Supplied data -

╭──

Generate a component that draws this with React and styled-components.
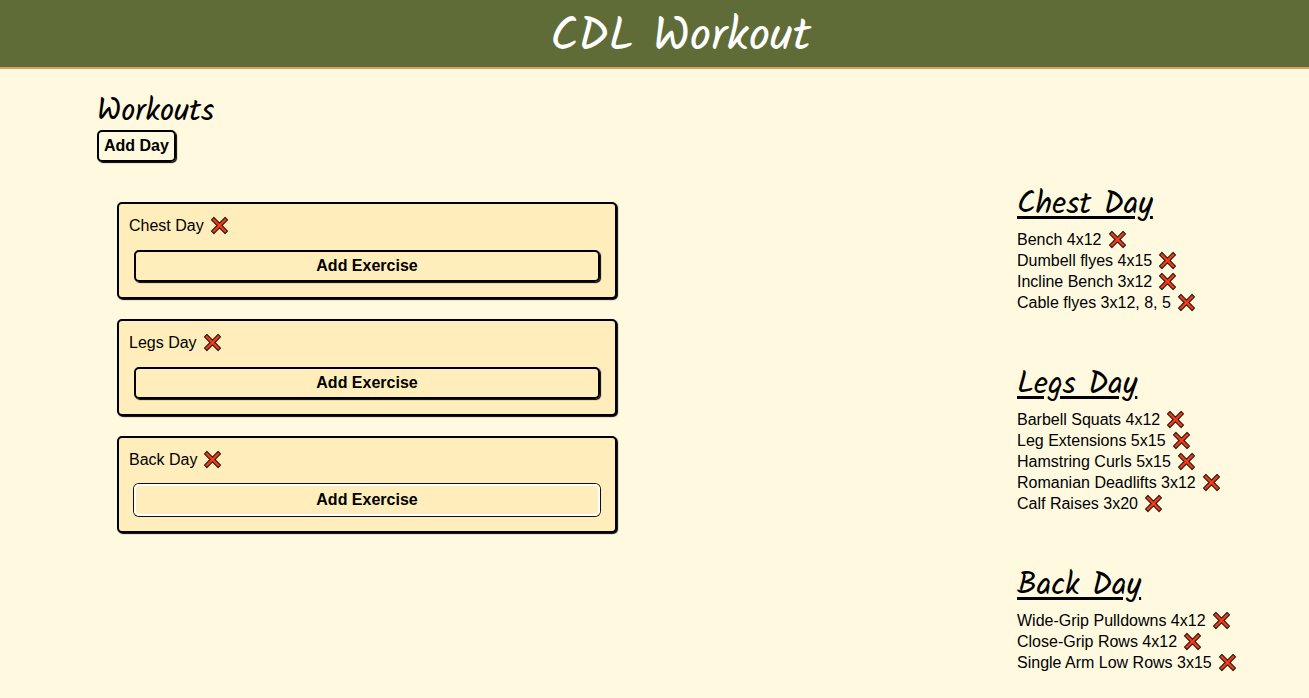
import React from 'react';
import styled, { createGlobalStyle } from 'styled-components';

const GlobalStyle = createGlobalStyle`
  *, *::before, *::after { box-sizing: border-box; }
  body {
    margin: 0;
    background: #fff9e0;
    color: #000;
    font-family: Arial, 'Liberation Sans', sans-serif;
    font-size: 16px;
    line-height: 21px;
  }
`;

const script = `Kalam, Lato, cursive`;

const Header = styled.header`
  display: flex;
  justify-content: center;
  padding: 8px 0 0 52px;
  background: #606c38;
  border-bottom: 2px solid #dda15e;
`;

const Title = styled.h1`
  margin: 0;
  color: #fff;
  font: 400 47px/59px ${script};
`;

const Main = styled.main`
  display: grid;
  grid-template-columns: minmax(0, 1fr) 292px;
  padding: 25px 0 24px 97px;
`;

const Heading = styled.h2`
  margin: 0;
  font: 400 31px/36px ${script};
`;

const DayHeading = styled(Heading)`
  margin-bottom: 3px;
  line-height: 43px;
  text-decoration: underline;
  text-decoration-thickness: 3px;
  text-underline-offset: 3px;
`;

const Button = styled.button`
  height: 32px;
  padding: 0 5px;
  border: 2px solid ${({ $focused }) => ($focused ? '#fff' : '#000')};
  border-radius: 5px;
  background: transparent;
  box-shadow: ${({ $focused }) => ($focused ? '0 0 0 1px #101010' : '1px 1px 1px #000')};
  color: #000;
  font: bold 16px/20px Arial, 'Liberation Sans', sans-serif;
  cursor: pointer;
`;

const AddExercise = styled(Button)`
  margin: 14px 5px 5px;
`;

const Cards = styled.div`
  display: grid;
  gap: 20px;
  width: 500px;
  max-width: 100%;
  margin: 40px 20px 0;
`;

const Card = styled.article`
  display: flex;
  flex-direction: column;
  padding: 11px 10px 10px;
  border: 2px solid #000;
  border-radius: 5px;
  background: #ffeebb;
  box-shadow: 1px 1px 1px #000;
`;

const Row = styled.div`
  display: flex;
  align-items: center;
  gap: 6px;
`;

const RemoveButton = styled.button`
  display: flex;
  padding: 0;
  border: 0;
  background: none;
  cursor: pointer;
`;

const Summary = styled.aside`
  display: grid;
  align-content: start;
  gap: 50px;
  padding-top: 89px;
`;

const List = styled.ul`
  margin: 0;
  padding: 0;
  list-style: none;
`;

function Remove({ name }) {
  return (
    <RemoveButton type="button" aria-label={`Remove ${name}`}>
      <svg width="19" height="19" viewBox="0 0 19 19" aria-hidden="true">
        <path
          d="M3.9 1.5 L9.5 7.1 L15.1 1.5 L17.5 3.9 L11.9 9.5 L17.5 15.1 L15.1 17.5 L9.5 11.9 L3.9 17.5 L1.5 15.1 L7.1 9.5 L1.5 3.9 Z"
          fill="#f83a14"
          stroke="#31201a"
          strokeWidth="1.2"
          strokeLinejoin="round"
        />
      </svg>
    </RemoveButton>
  );
}

const days = [
  { name: 'Chest Day', exercises: ['Bench 4x12', 'Dumbell flyes 4x15', 'Incline Bench 3x12', 'Cable flyes 3x12, 8, 5'] },
  { name: 'Legs Day', exercises: ['Barbell Squats 4x12', 'Leg Extensions 5x15', 'Hamstring Curls 5x15', 'Romanian Deadlifts 3x12', 'Calf Raises 3x20'] },
  { name: 'Back Day', exercises: ['Wide-Grip Pulldowns 4x12', 'Close-Grip Rows 4x12', 'Single Arm Low Rows 3x15'] },
];

export default function App() {
  return (
    <>
      <GlobalStyle />
      <Header>
        <Title>CDL Workout</Title>
      </Header>
      <Main>
        <section>
          <Heading>Workouts</Heading>
          <Button type="button">Add Day</Button>
          <Cards>
            {days.map(({ name }) => (
              <Card key={name}>
                <Row>
                  <span>{name}</span>
                  <Remove name={name} />
                </Row>
                <AddExercise type="button" $focused={name === 'Back Day'}>Add Exercise</AddExercise>
              </Card>
            ))}
          </Cards>
        </section>
        <Summary>
          {days.map(({ name, exercises }) => (
            <section key={name}>
              <DayHeading>{name}</DayHeading>
              <List>
                {exercises.map((exercise) => (
                  <Row as="li" key={exercise}>
                    <span>{exercise}</span>
                    <Remove name={exercise} />
                  </Row>
                ))}
              </List>
            </section>
          ))}
        </Summary>
      </Main>
    </>
  );
}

╰──

Return all lines with the word "React" in them.

Generate a component that draws this with React and styled-components.
import React from 'react';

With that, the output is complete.